Following the lecture, Stossel fielded questions about his presentation. Many students, including Sam Charnizon ’19, asked Stossel to clarify the stances he outlined in his lecture. Charnizon said he felt the chart Stossel presented about OSHA accidents was “disingenuous” because the accidents were only being measured by fatalities. Charnizon paraphrased Stossel’s argument as “‘I would rather … let [people] die than ask the government to try to make [workplace environments] better through regulations.’ To me, that seems archaic,” he added. “Can you please explain why allowing people to die is a better idea than trying to use government regulation?”

“Because perfect isn’t one of the choices,” Stossel replied. “And people will die as life moves forward.

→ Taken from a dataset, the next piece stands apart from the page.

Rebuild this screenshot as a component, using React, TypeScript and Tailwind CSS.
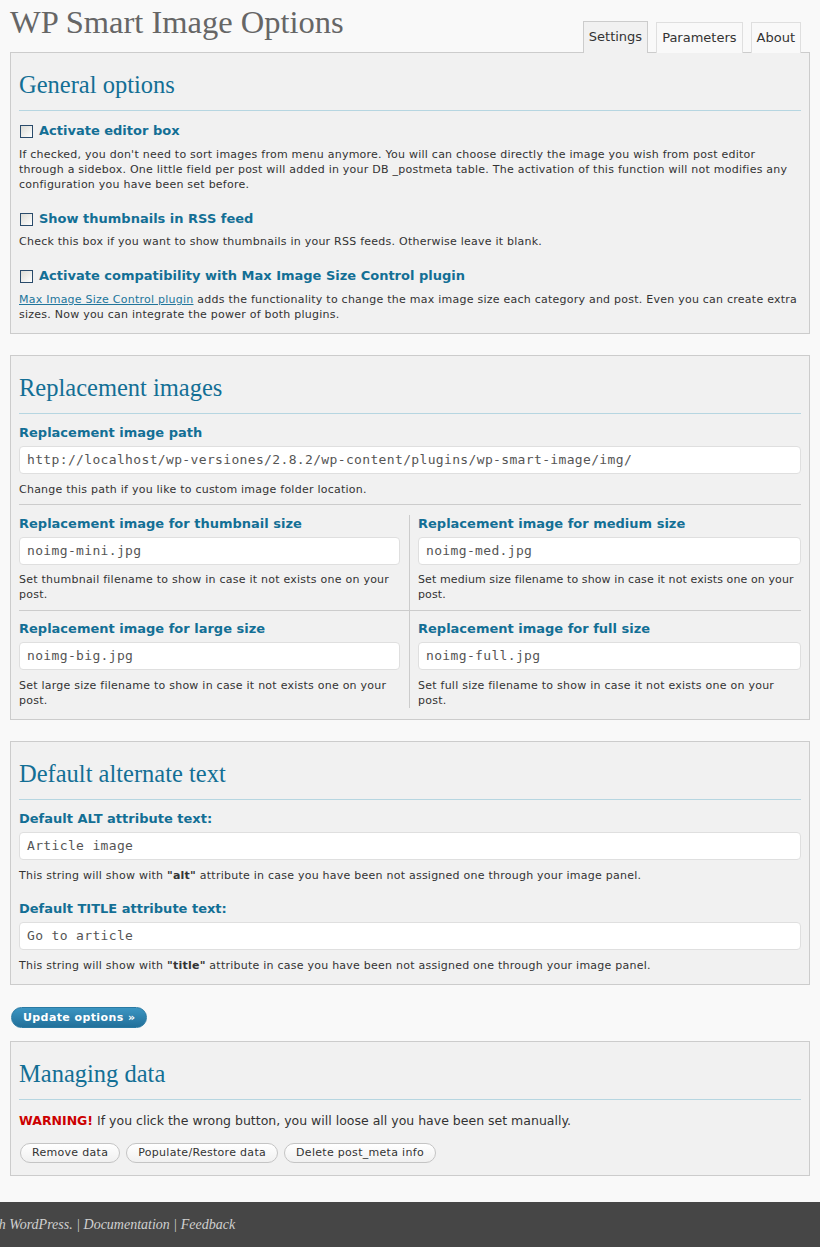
import React from "react";

const sans = "font-['Verdana','DejaVu_Sans',sans-serif]";
const serif = "font-['Georgia','Liberation_Serif',serif]";
const mono = "font-['Consolas','DejaVu_Sans_Mono',monospace]";

function Heading({ children }: { children: React.ReactNode }) {
  return (
    <>
      <h3 className={`${serif} h-[32px] leading-[32px] text-[24.5px] text-[#136f95] mt-[16px]`}>{children}</h3>
      <div className="mt-[9px] h-px bg-[#b6d6e1]" />
    </>
  );
}

function Label({ children }: { children: React.ReactNode }) {
  return <div className={`${sans} text-[13px] leading-[18px] font-bold text-[#136f95]`}>{children}</div>;
}

function Input({ value }: { value: string }) {
  return (
    <div
      className={`${mono} mt-[4px] h-[28px] leading-[26px] bg-white border border-[#dfdfdf] rounded-[4px] pl-[7px] text-[13px] tracking-[0.35px] text-[#555]`}
    >
      {value}
    </div>
  );
}

function Desc({ children, className = "", tight = false }: { children: React.ReactNode; className?: string; tight?: boolean }) {
  return (
    <p className={`${sans} text-[11px] leading-[15px] ${tight ? "tracking-[0.1px]" : "tracking-[0.24px]"} text-[#333] ${className}`}>
      {children}
    </p>
  );
}

function CheckLabel({ children }: { children: React.ReactNode }) {
  return (
    <div className="flex items-center gap-[6px]">
      <span className="ml-[1px] w-[13px] h-[13px] border border-[#2a4b6b] bg-gradient-to-br from-[#dcdcd6] to-white" />
      <Label>{children}</Label>
    </div>
  );
}

function Panel({ children, className = "" }: { children: React.ReactNode; className?: string }) {
  return <div className={`border border-[#ccc] bg-[#f1f1f1] px-[8px] ${className}`}>{children}</div>;
}

const tabBase = "px-[5px] border border-b-0 text-[13px] leading-[30px] text-[#333]";

export default function App() {
  return (
    <div className={`${sans} min-h-screen bg-[#f9f9f9] text-[#333]`}>
      <div className="px-[10px]">
        {/* Title + tabs */}
        <div className="flex items-end justify-between h-[52px]">
          <h2 className={`${serif} self-start mt-[3px] text-[32.5px] leading-[38px] text-[#666]`}>WP Smart Image Options</h2>
          <div className="flex items-end gap-[8px] mr-[9px] mb-[-1px]">
            <div className={`${tabBase} h-[32px] border-[#ccc] bg-[#f1f1f1]`}>Settings</div>
            <div className={`${tabBase} h-[31px] border-[#dfdfdf] bg-[#f9f9f9]`}>Parameters</div>
            <div className={`${tabBase} h-[31px] border-[#dfdfdf] bg-[#f9f9f9]`}>About</div>
          </div>
        </div>

        {/* General options */}
        <Panel className="pb-[11px]">
          <Heading>General options</Heading>
          <div className="mt-[11px]">
            <CheckLabel>Activate editor box</CheckLabel>
          </div>
          <Desc className="mt-[7px]">
            If checked, you don't need to sort images from menu anymore. You will can choose directly the image you wish from post editor
            through a sidebox. One little field per post will added in your DB _postmeta table. The activation of this function will not modifies any
            configuration you have been set before.
          </Desc>
          <div className="mt-[18px]">
            <CheckLabel>Show thumbnails in RSS feed</CheckLabel>
          </div>
          <Desc className="mt-[6px]">
            Check this box if you want to show thumbnails in your RSS feeds. Otherwise leave it blank.
          </Desc>
          <div className="mt-[18px]">
            <CheckLabel>Activate compatibility with Max Image Size Control plugin</CheckLabel>
          </div>
          <Desc className="mt-[7px]">
            <a className="text-[#21759b] underline">Max Image Size Control plugin</a> adds the functionality to change the max image size each category and post. Even you can create extra
            sizes. Now you can integrate the power of both plugins.
          </Desc>
        </Panel>

        {/* Replacement images */}
        <Panel className="mt-[21px] pb-[11px]">
          <Heading>Replacement images</Heading>
          <div className="mt-[10px]">
            <Label>Replacement image path</Label>
          </div>
          <Input value="http://localhost/wp-versiones/2.8.2/wp-content/plugins/wp-smart-image/img/" />
          <Desc className="mt-[8px]">Change this path if you like to custom image folder location.</Desc>
          <div className="mt-[7px] h-px bg-[#ccc]" />
          <div className="mt-[10px] grid grid-cols-[391px_1fr] border-b border-[#ccc]">
            <div className="border-r border-[#ccc] pr-[9px] pb-[8px]">
              <Label>Replacement image for thumbnail size</Label>
              <Input value="noimg-mini.jpg" />
              <Desc className="mt-[7px]">Set thumbnail filename to show in case it not exists one on your post.</Desc>
            </div>
            <div className="pl-[8px] pb-[8px]">
              <Label>Replacement image for medium size</Label>
              <Input value="noimg-med.jpg" />
              <Desc className="mt-[7px] mr-[-4px]" tight>
                Set medium size filename to show in case it not exists one on your post.
              </Desc>
            </div>
          </div>
          <div className="grid grid-cols-[391px_1fr]">
            <div className="border-r border-[#ccc] pr-[9px] pt-[9px]">
              <Label>Replacement image for large size</Label>
              <Input value="noimg-big.jpg" />
              <Desc className="mt-[8px]">Set large size filename to show in case it not exists one on your post.</Desc>
            </div>
            <div className="pl-[8px] pt-[9px] pr-[20px]">
              <Label>Replacement image for full size</Label>
              <div className="mr-[-20px]">
                <Input value="noimg-full.jpg" />
              </div>
              <Desc className="mt-[8px]">Set full size filename to show in case it not exists one on your post.</Desc>
            </div>
          </div>
        </Panel>

        {/* Default alternate text */}
        <Panel className="mt-[21px] pb-[11px]">
          <Heading>Default alternate text</Heading>
          <div className="mt-[10px]">
            <Label>Default ALT attribute text:</Label>
          </div>
          <Input value="Article image" />
          <Desc className="mt-[8px]">
            This string will show with <b>"alt"</b> attribute in case you have been not assigned one through your image panel.
          </Desc>
          <div className="mt-[17px]">
            <Label>Default TITLE attribute text:</Label>
          </div>
          <Input value="Go to article" />
          <Desc className="mt-[8px]">
            This string will show with <b>"title"</b> attribute in case you have been not assigned one through your image panel.
          </Desc>
        </Panel>

        {/* Update button */}
        <button className="mt-[22px] ml-px h-[21px] px-[11px] rounded-full border border-[#2a7aa3] bg-gradient-to-b from-[#3b95c2] to-[#22709a] text-white text-[11px] font-bold tracking-[0.4px] leading-[19px]">
          Update options »
        </button>

        {/* Managing data */}
        <Panel className="mt-[13px] pb-[12px]">
          <Heading>Managing data</Heading>
          <p className="mt-[12px] text-[12.5px] leading-[18px] text-[#333]">
            <b className="text-[#cc0000]">WARNING!</b> If you click the wrong button, you will loose all you have been set manually.
          </p>
          <div className="mt-[13px] flex gap-[6px] ml-px">
            {["Remove data", "Populate/Restore data", "Delete post_meta info"].map((t) => (
              <button
                key={t}
                className="h-[20px] px-[11px] rounded-full border border-[#c4c4c4] bg-gradient-to-b from-white to-[#f0f0f0] text-[11px] tracking-[0.3px] leading-[18px] text-[#333]"
              >
                {t}
              </button>
            ))}
          </div>
        </Panel>
      </div>

      {/* Footer */}
      <div className="mt-[26px] h-[45px] bg-[#464646] overflow-hidden">
        <p className={`${serif} italic text-[14px] leading-[45px] text-[#d0d0d0] whitespace-nowrap ml-[-150px]`}>
          Thank you for creating with WordPress. | Documentation | Feedback
        </p>
      </div>
    </div>
  );
}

Now, the question is, what will lead to the fewest deaths over time? There’s just no evidence that government will, and the money it takes will cause more deaths.” 

Another student asked if Stossel thought privatized healthcare was an example of a “market failure” where business alone was unable to effectively deliver affordable health care to consumers. Stossel said it was not a market failure, but rather a sign that government subsidies have made healthcare more expensive and complicated in the United States.

—Editor's Note: Trevor Filseth ’20 is a senior staff writer for the Justice.